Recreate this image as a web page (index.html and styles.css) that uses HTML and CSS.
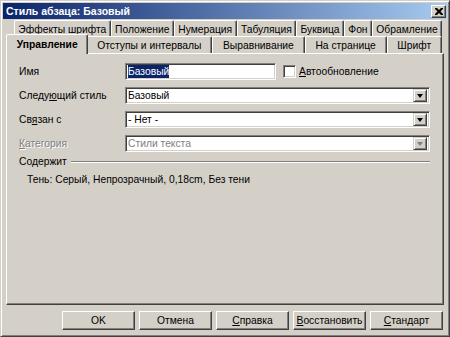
FILE: index.html
```html
<!DOCTYPE html>
<html lang="ru">
<head>
    <meta charset="UTF-8">
    <title>Стиль абзаца: Базовый</title>
    <link rel="stylesheet" href="styles.css">
</head>
<body>
    <div class="window">
        <div class="titlebar">
            <span class="title">Стиль абзаца: Базовый</span>
            <div class="close">
                <svg width="8" height="7" viewBox="0 0 8 7">
                    <path d="M0 0h2l2 2 2-2h2v1l-2.5 2.5L8 6v1H6L4 5 2 7H0V6l2.5-2.5L0 1z" fill="#000"/>
                </svg>
            </div>
        </div>
        <div class="tabs">
            <div class="tabrow back">
                <div class="tab">Эффекты шрифта</div>
                <div class="tab">Положение</div>
                <div class="tab">Нумерация</div>
                <div class="tab">Табуляция</div>
                <div class="tab">Буквица</div>
                <div class="tab">Фон</div>
                <div class="tab">Обрамление</div>
            </div>
            <div class="tabrow front">
                <div class="tab active">Управление</div>
                <div class="tab">Отступы и интервалы</div>
                <div class="tab">Выравнивание</div>
                <div class="tab">На странице</div>
                <div class="tab">Шрифт</div>
            </div>
        </div>
        <div class="panel">
            <div class="form">
                <div class="row">
                    <span class="label">Имя</span>
                    <div class="field name"><span class="selected">Базовый</span></div>
                    <span class="checkbox"></span>
                    <span class="checklabel"><u>А</u>втообновление</span>
                </div>
                <div class="row">
                    <span class="label">Следу<u>ю</u>щий стиль</span>
                    <div class="field combo">
                        <span class="value">Базовый</span>
                        <span class="drop"><i class="arrow"></i></span>
                    </div>
                </div>
                <div class="row">
                    <span class="label">Св<u>я</u>зан с</span>
                    <div class="field combo">
                        <span class="value">- Нет -</span>
                        <span class="drop"><i class="arrow"></i></span>
                    </div>
                </div>
                <div class="row disabled">
                    <span class="label"><u>К</u>атегория</span>
                    <div class="field combo">
                        <span class="value">Стили текста</span>
                        <span class="drop"><i class="arrow"></i></span>
                    </div>
                </div>
            </div>
            <div class="group">
                <div class="grouphead">
                    <span>Содержит</span>
                    <span class="rule"></span>
                </div>
                <p class="contains">Тень: Серый, Непрозрачный, 0,18cm, Без тени</p>
            </div>
        </div>
        <div class="buttons">
            <div class="btn">OK</div>
            <div class="btn">Отмена</div>
            <div class="btn"><u>С</u>правка</div>
            <div class="btn"><u>В</u>осстановить</div>
            <div class="btn"><u>С</u>тандарт</div>
        </div>
    </div>
</body>
</html>
```
FILE: styles.css
```css
* {
    margin: 0;
    padding: 0;
    box-sizing: border-box;
    font-family: 'Liberation Sans', Arial, sans-serif;
    font-size: 10.3px;
}
body {
    width: 450px;
    height: 337px;
    overflow: hidden;
    background: #d4d0c8;
}
u {
    text-decoration: underline;
}
.window {
    width: 450px;
    height: 337px;
    background: #d4d0c8;
    border: 1px solid;
    border-color: #d4d0c8 #404040 #404040 #d4d0c8;
    box-shadow: inset 1px 1px #fff, inset -1px -1px #808080;
    padding: 2px;
    display: flex;
    flex-direction: column;
}
.titlebar {
    height: 16px;
    background: linear-gradient(to right, #0a246a, #a6caf0);
    display: flex;
    align-items: center;
    justify-content: space-between;
    padding: 0 1px 0 3px;
}
.title {
    color: #fff;
    font-weight: bold;
    font-size: 10.5px;
}
.close {
    width: 15px;
    height: 13px;
    background: #d4d0c8;
    border: 1px solid;
    border-color: #fff #404040 #404040 #fff;
    box-shadow: inset -1px -1px #808080;
    display: flex;
    align-items: center;
    justify-content: center;
}
.tabs {
    margin-top: 1px;
    display: flex;
    flex-direction: column;
}
.tabrow {
    display: flex;
    height: 17px;
}
.tabrow.back {
    margin: 0 5px 0 11px;
}
.tabrow.back .tab {
    padding: 0 3px;
}
.tabrow.front {
    margin: -1px 5px 0 5px;
    position: relative;
    z-index: 2;
}
.tab {
    flex: 1 1 auto;
    min-width: 0;
    height: 17px;
    padding: 0 5px;
    background: #d4d0c8;
    border-top: 1px solid #fff;
    border-left: 1px solid #fff;
    border-right: 1px solid #404040;
    border-top-left-radius: 2px;
    border-top-right-radius: 2px;
    box-shadow: inset -1px 0 #808080;
    display: flex;
    align-items: center;
    justify-content: center;
    white-space: nowrap;
    overflow: hidden;
    color: #000;
}
.tab.active {
    font-weight: bold;
    height: 20px;
    margin: -2px -2px -1px -2px;
    position: relative;
    z-index: 3;
    padding-bottom: 1px;
}
.panel {
    margin: 0 3px;
    height: 252px;
    border: 1px solid;
    border-color: #fff #404040 #404040 #fff;
    box-shadow: inset -1px -1px #808080;
    padding: 9px 13px 0 12px;
    position: relative;
    z-index: 1;
}
.form {
    display: flex;
    flex-direction: column;
    gap: 7px;
}
.row {
    display: flex;
    align-items: center;
    height: 17px;
}
.label {
    width: 106px;
    flex: none;
}
.field {
    height: 17px;
    background: #fff;
    border: 1px solid;
    border-color: #808080 #fff #fff #808080;
    box-shadow: inset 1px 1px #404040, inset -1px -1px #d4d0c8;
    padding: 1px 2px;
    display: flex;
    align-items: center;
}
.field.name {
    width: 151px;
}
.selected {
    background: #0a246a;
    color: #fff;
    line-height: 13px;
}
.checkbox {
    width: 13px;
    height: 13px;
    margin-left: 7px;
    background: #fff;
    border: 1px solid;
    border-color: #808080 #fff #fff #808080;
    box-shadow: inset 1px 1px #404040, inset -1px -1px #d4d0c8;
}
.checklabel {
    margin-left: 3px;
}
.combo {
    flex: 1;
    justify-content: space-between;
    padding-right: 2px;
}
.drop {
    width: 14px;
    height: 13px;
    background: #d4d0c8;
    border: 1px solid;
    border-color: #d4d0c8 #404040 #404040 #d4d0c8;
    box-shadow: inset 1px 1px #fff, inset -1px -1px #808080;
    display: flex;
    align-items: center;
    justify-content: center;
}
.arrow {
    width: 0;
    height: 0;
    border-left: 3.5px solid transparent;
    border-right: 3.5px solid transparent;
    border-top: 4px solid #000;
}
.disabled .label,
.disabled .value {
    color: #808080;
}
.disabled .label {
    text-shadow: 1px 1px #fff;
}
.disabled .arrow {
    border-top-color: #808080;
}
.group {
    margin-top: 3px;
}
.grouphead {
    display: flex;
    align-items: center;
    height: 13px;
}
.rule {
    flex: 1;
    height: 2px;
    margin-left: 4px;
    border-top: 1px solid #808080;
    border-bottom: 1px solid #fff;
}
.contains {
    margin: 6px 0 0 8px;
}
.buttons {
    display: flex;
    justify-content: flex-end;
    gap: 4px;
    margin-top: 6px;
    padding-right: 4px;
}
.btn {
    width: 73px;
    height: 19px;
    background: #d4d0c8;
    border: 1px solid;
    border-color: #fff #404040 #404040 #fff;
    box-shadow: inset -1px -1px #808080;
    display: flex;
    align-items: center;
    justify-content: center;
}
```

▸ Task:
Copy the whole listing above word for word but do not carry over the pictures.

▸ Answer:
Recreate this image as a web page (index.html and styles.css) that uses HTML and CSS.
FILE: index.html
```html
<!DOCTYPE html>
<html lang="ru">
<head>
    <meta charset="UTF-8">
    <title>Стиль абзаца: Базовый</title>
    <link rel="stylesheet" href="styles.css">
</head>
<body>
    <div class="window">
        <div class="titlebar">
            <span class="title">Стиль абзаца: Базовый</span>
            <div class="close">
                <svg width="8" height="7" viewBox="0 0 8 7">
                    <path d="M0 0h2l2 2 2-2h2v1l-2.5 2.5L8 6v1H6L4 5 2 7H0V6l2.5-2.5L0 1z" fill="#000"/>
                </svg>
            </div>
        </div>
        <div class="tabs">
            <div class="tabrow back">
                <div class="tab">Эффекты шрифта</div>
                <div class="tab">Положение</div>
                <div class="tab">Нумерация</div>
                <div class="tab">Табуляция</div>
                <div class="tab">Буквица</div>
                <div class="tab">Фон</div>
                <div class="tab">Обрамление</div>
            </div>
            <div class="tabrow front">
                <div class="tab active">Управление</div>
                <div class="tab">Отступы и интервалы</div>
                <div class="tab">Выравнивание</div>
                <div class="tab">На странице</div>
                <div class="tab">Шрифт</div>
            </div>
        </div>
        <div class="panel">
            <div class="form">
                <div class="row">
                    <span class="label">Имя</span>
                    <div class="field name"><span class="selected">Базовый</span></div>
                    <span class="checkbox"></span>
                    <span class="checklabel"><u>А</u>втообновление</span>
                </div>
                <div class="row">
                    <span class="label">Следу<u>ю</u>щий стиль</span>
                    <div class="field combo">
                        <span class="value">Базовый</span>
                        <span class="drop"><i class="arrow"></i></span>
                    </div>
                </div>
                <div class="row">
                    <span class="label">Св<u>я</u>зан с</span>
                    <div class="field combo">
                        <span class="value">- Нет -</span>
                        <span class="drop"><i class="arrow"></i></span>
                    </div>
                </div>
                <div class="row disabled">
                    <span class="label"><u>К</u>атегория</span>
                    <div class="field combo">
                        <span class="value">Стили текста</span>
                        <span class="drop"><i class="arrow"></i></span>
                    </div>
                </div>
            </div>
            <div class="group">
                <div class="grouphead">
                    <span>Содержит</span>
                    <span class="rule"></span>
                </div>
                <p class="contains">Тень: Серый, Непрозрачный, 0,18cm, Без тени</p>
            </div>
        </div>
        <div class="buttons">
            <div class="btn">OK</div>
            <div class="btn">Отмена</div>
            <div class="btn"><u>С</u>правка</div>
            <div class="btn"><u>В</u>осстановить</div>
            <div class="btn"><u>С</u>тандарт</div>
        </div>
    </div>
</body>
</html>
```
FILE: styles.css
```css
* {
    margin: 0;
    padding: 0;
    box-sizing: border-box;
    font-family: 'Liberation Sans', Arial, sans-serif;
    font-size: 10.3px;
}
body {
    width: 450px;
    height: 337px;
    overflow: hidden;
    background: #d4d0c8;
}
u {
    text-decoration: underline;
}
.window {
    width: 450px;
    height: 337px;
    background: #d4d0c8;
    border: 1px solid;
    border-color: #d4d0c8 #404040 #404040 #d4d0c8;
    box-shadow: inset 1px 1px #fff, inset -1px -1px #808080;
    padding: 2px;
    display: flex;
    flex-direction: column;
}
.titlebar {
    height: 16px;
    background: linear-gradient(to right, #0a246a, #a6caf0);
    display: flex;
    align-items: center;
    justify-content: space-between;
    padding: 0 1px 0 3px;
}
.title {
    color: #fff;
    font-weight: bold;
    font-size: 10.5px;
}
.close {
    width: 15px;
    height: 13px;
    background: #d4d0c8;
    border: 1px solid;
    border-color: #fff #404040 #404040 #fff;
    box-shadow: inset -1px -1px #808080;
    display: flex;
    align-items: center;
    justify-content: center;
}
.tabs {
    margin-top: 1px;
    display: flex;
    flex-direction: column;
}
.tabrow {
    display: flex;
    height: 17px;
}
.tabrow.back {
    margin: 0 5px 0 11px;
}
.tabrow.back .tab {
    padding: 0 3px;
}
.tabrow.front {
    margin: -1px 5px 0 5px;
    position: relative;
    z-index: 2;
}
.tab {
    flex: 1 1 auto;
    min-width: 0;
    height: 17px;
    padding: 0 5px;
    background: #d4d0c8;
    border-top: 1px solid #fff;
    border-left: 1px solid #fff;
    border-right: 1px solid #404040;
    border-top-left-radius: 2px;
    border-top-right-radius: 2px;
    box-shadow: inset -1px 0 #808080;
    display: flex;
    align-items: center;
    justify-content: center;
    white-space: nowrap;
    overflow: hidden;
    color: #000;
}
.tab.active {
    font-weight: bold;
    height: 20px;
    margin: -2px -2px -1px -2px;
    position: relative;
    z-index: 3;
    padding-bottom: 1px;
}
.panel {
    margin: 0 3px;
    height: 252px;
    border: 1px solid;
    border-color: #fff #404040 #404040 #fff;
    box-shadow: inset -1px -1px #808080;
    padding: 9px 13px 0 12px;
    position: relative;
    z-index: 1;
}
.form {
    display: flex;
    flex-direction: column;
    gap: 7px;
}
.row {
    display: flex;
    align-items: center;
    height: 17px;
}
.label {
    width: 106px;
    flex: none;
}
.field {
    height: 17px;
    background: #fff;
    border: 1px solid;
    border-color: #808080 #fff #fff #808080;
    box-shadow: inset 1px 1px #404040, inset -1px -1px #d4d0c8;
    padding: 1px 2px;
    display: flex;
    align-items: center;
}
.field.name {
    width: 151px;
}
.selected {
    background: #0a246a;
    color: #fff;
    line-height: 13px;
}
.checkbox {
    width: 13px;
    height: 13px;
    margin-left: 7px;
    background: #fff;
    border: 1px solid;
    border-color: #808080 #fff #fff #808080;
    box-shadow: inset 1px 1px #404040, inset -1px -1px #d4d0c8;
}
.checklabel {
    margin-left: 3px;
}
.combo {
    flex: 1;
    justify-content: space-between;
    padding-right: 2px;
}
.drop {
    width: 14px;
    height: 13px;
    background: #d4d0c8;
    border: 1px solid;
    border-color: #d4d0c8 #404040 #404040 #d4d0c8;
    box-shadow: inset 1px 1px #fff, inset -1px -1px #808080;
    display: flex;
    align-items: center;
    justify-content: center;
}
.arrow {
    width: 0;
    height: 0;
    border-left: 3.5px solid transparent;
    border-right: 3.5px solid transparent;
    border-top: 4px solid #000;
}
.disabled .label,
.disabled .value {
    color: #808080;
}
.disabled .label {
    text-shadow: 1px 1px #fff;
}
.disabled .arrow {
    border-top-color: #808080;
}
.group {
    margin-top: 3px;
}
.grouphead {
    display: flex;
    align-items: center;
    height: 13px;
}
.rule {
    flex: 1;
    height: 2px;
    margin-left: 4px;
    border-top: 1px solid #808080;
    border-bottom: 1px solid #fff;
}
.contains {
    margin: 6px 0 0 8px;
}
.buttons {
    display: flex;
    justify-content: flex-end;
    gap: 4px;
    margin-top: 6px;
    padding-right: 4px;
}
.btn {
    width: 73px;
    height: 19px;
    background: #d4d0c8;
    border: 1px solid;
    border-color: #fff #404040 #404040 #fff;
    box-shadow: inset -1px -1px #808080;
    display: flex;
    align-items: center;
    justify-content: center;
}
```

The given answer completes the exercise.